- **RECORDED DATA**
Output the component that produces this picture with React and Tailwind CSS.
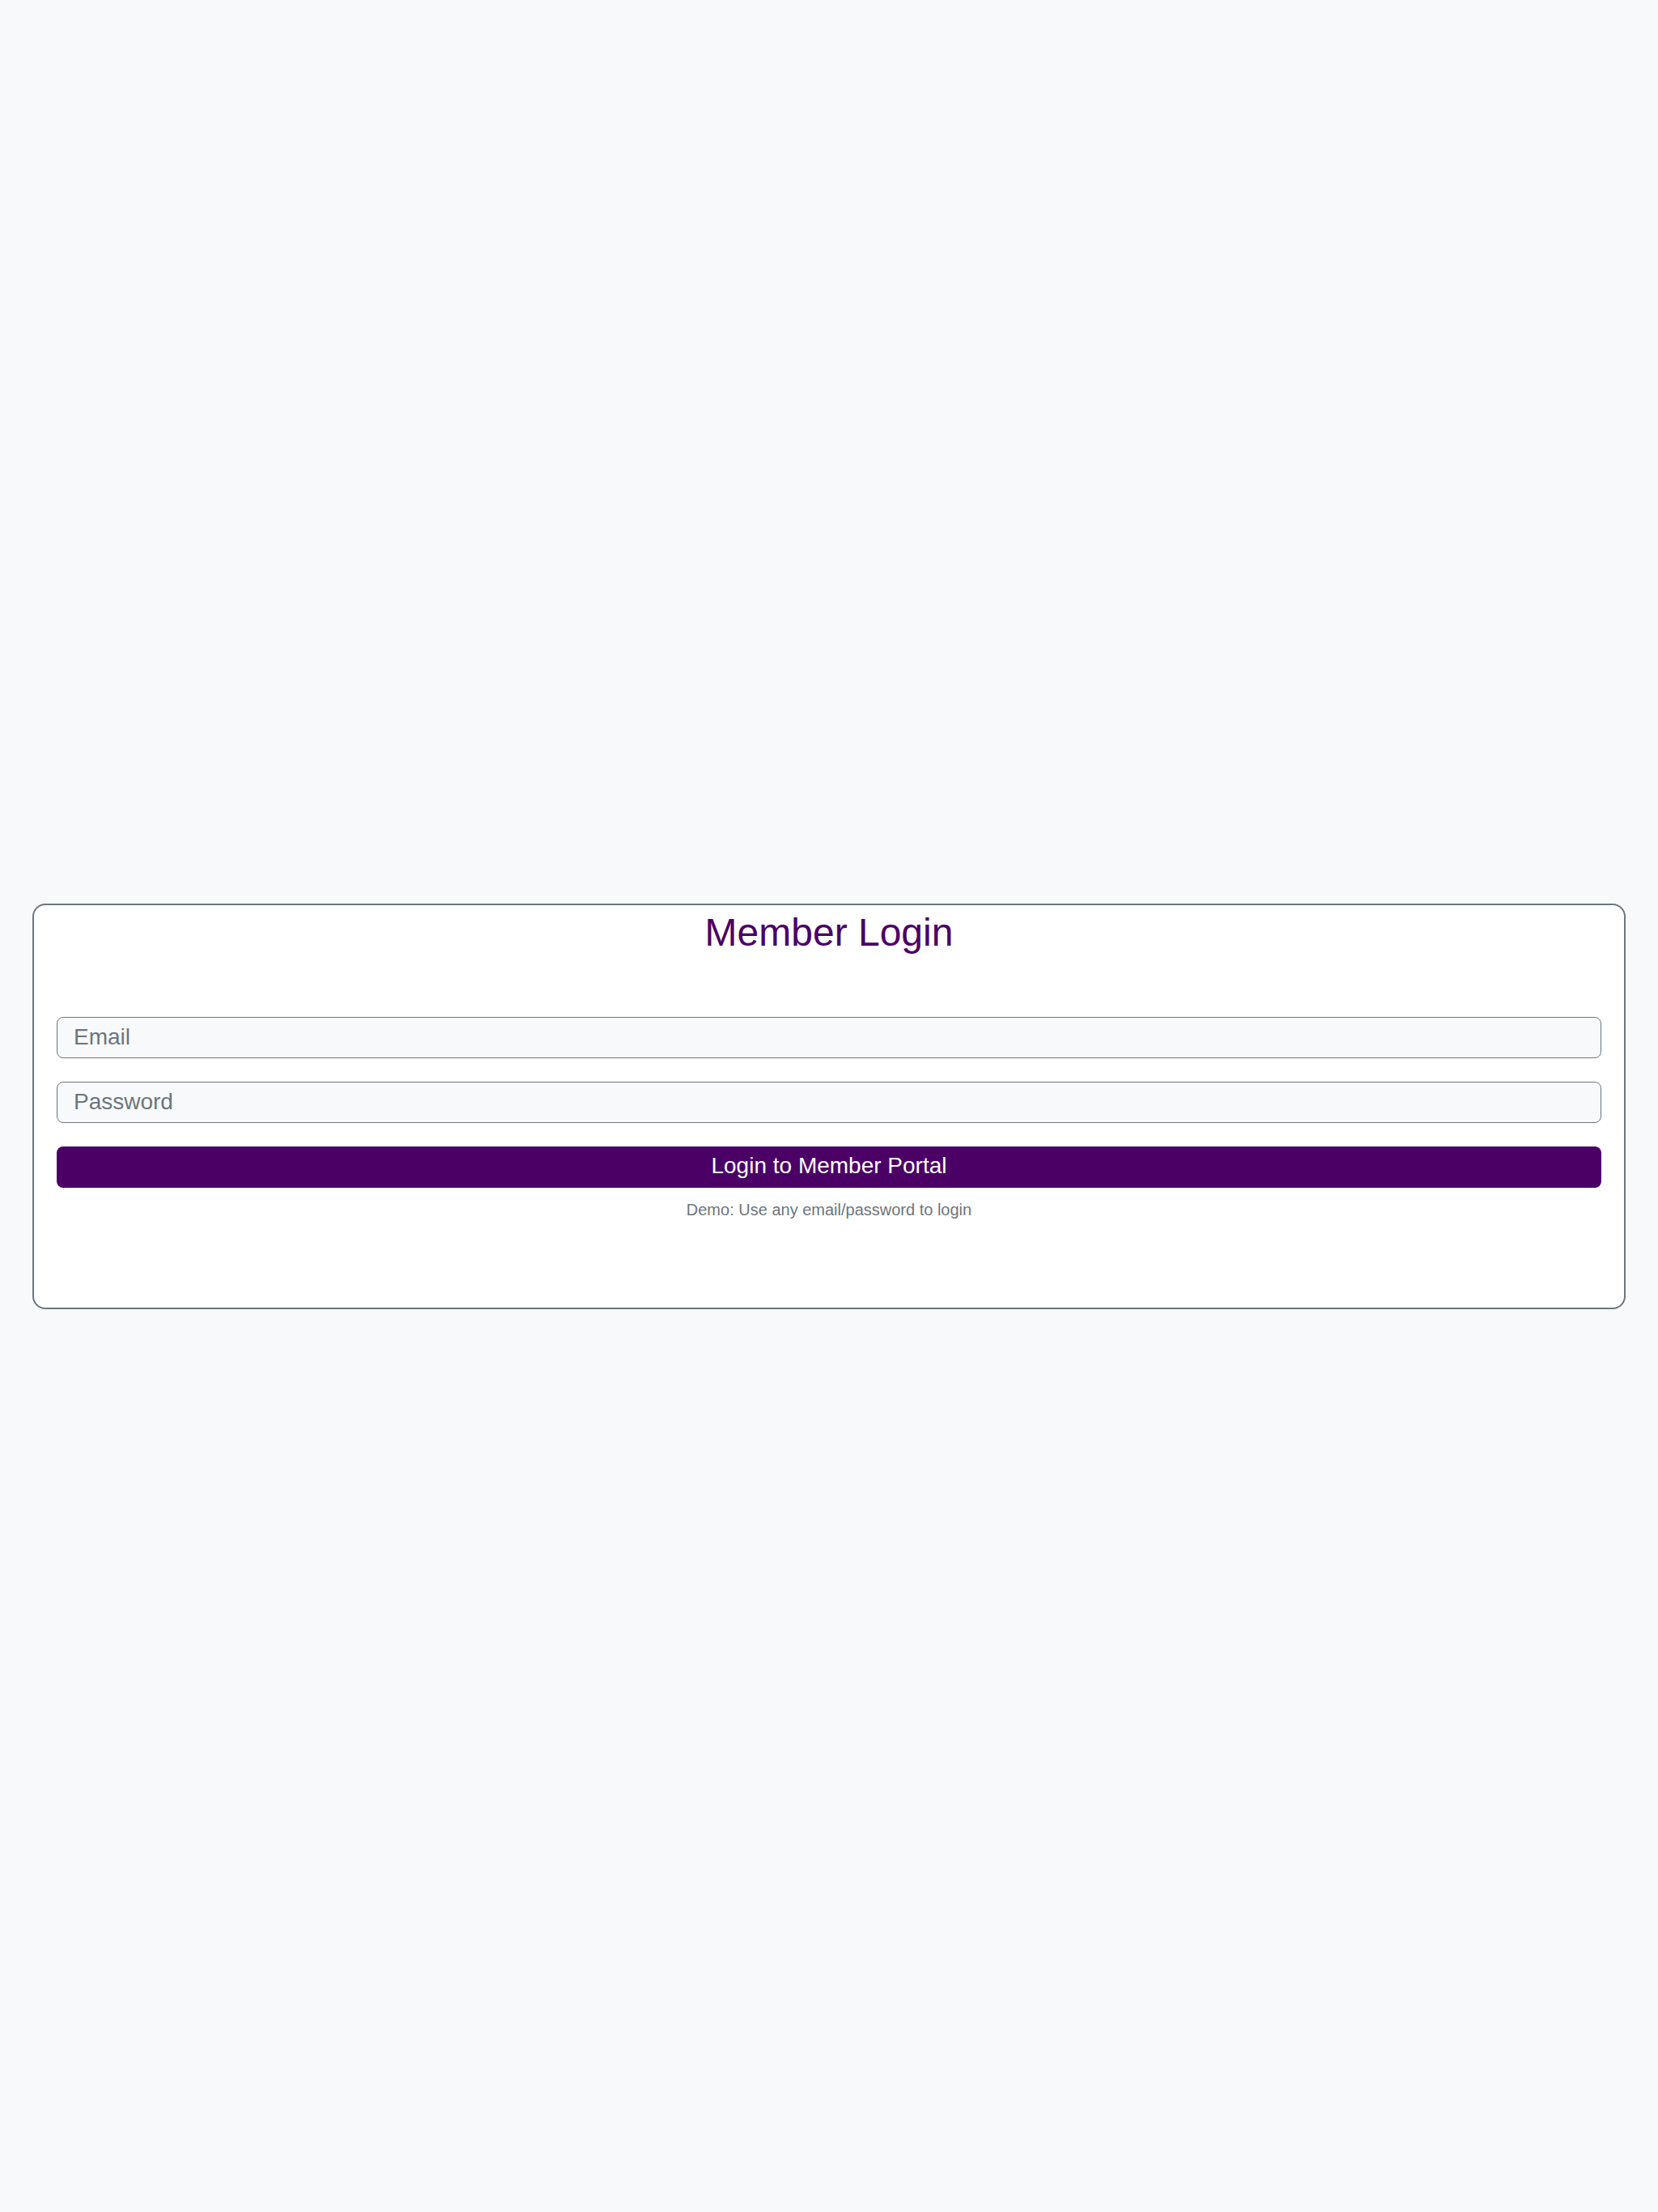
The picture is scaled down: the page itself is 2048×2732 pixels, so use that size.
import React from "react";

export default function App() {
  return (
    <div
      className="min-h-screen w-full bg-[#f8f9fa] flex items-center px-[40px]"
      style={{ fontFamily: '"Liberation Sans", Arial, sans-serif' }}
    >
      <div className="w-full bg-white border-2 border-[#6c757d] rounded-2xl px-[28px] pt-[10px] pb-[107px]">
        <h1 className="text-center text-[48px] leading-[48px] font-normal text-[#4b0066]">
          Member Login
        </h1>
        <form className="mt-[80px] flex flex-col" onSubmit={(e) => e.preventDefault()}>
          <input
            type="email"
            placeholder="Email"
            className="h-[51px] w-full rounded-lg border border-[#6c757d] bg-[#f8f9fa] px-[20px] text-[28px] leading-[33px] text-[#212529] placeholder:text-[#6c757d] outline-none"
          />
          <input
            type="password"
            placeholder="Password"
            className="mt-[29px] h-[51px] w-full rounded-lg border border-[#6c757d] bg-[#f8f9fa] px-[20px] text-[28px] leading-[33px] text-[#212529] placeholder:text-[#6c757d] outline-none"
          />
          <button
            type="submit"
            className="mt-[29px] h-[51px] w-full rounded-lg bg-[#4b0066] pb-[3px] text-white text-[28px] leading-[33px]"
          >
            Login to Member Portal
          </button>
          <p className="mt-[13px] text-center text-[20px] leading-[28px] text-[#6c757d]">
            Demo: Use any email/password to login
          </p>
        </form>
      </div>
    </div>
  );
}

- **YOUR INSTRUCTIONS**
Please take the lines from the beginning of the data above through the line holding "import React from" and transcribe them exactly, without any pictures.

- **THE RESULT**
Output the component that produces this picture with React and Tailwind CSS.
The picture is scaled down: the page itself is 2048×2732 pixels, so use that size.
import React from "react";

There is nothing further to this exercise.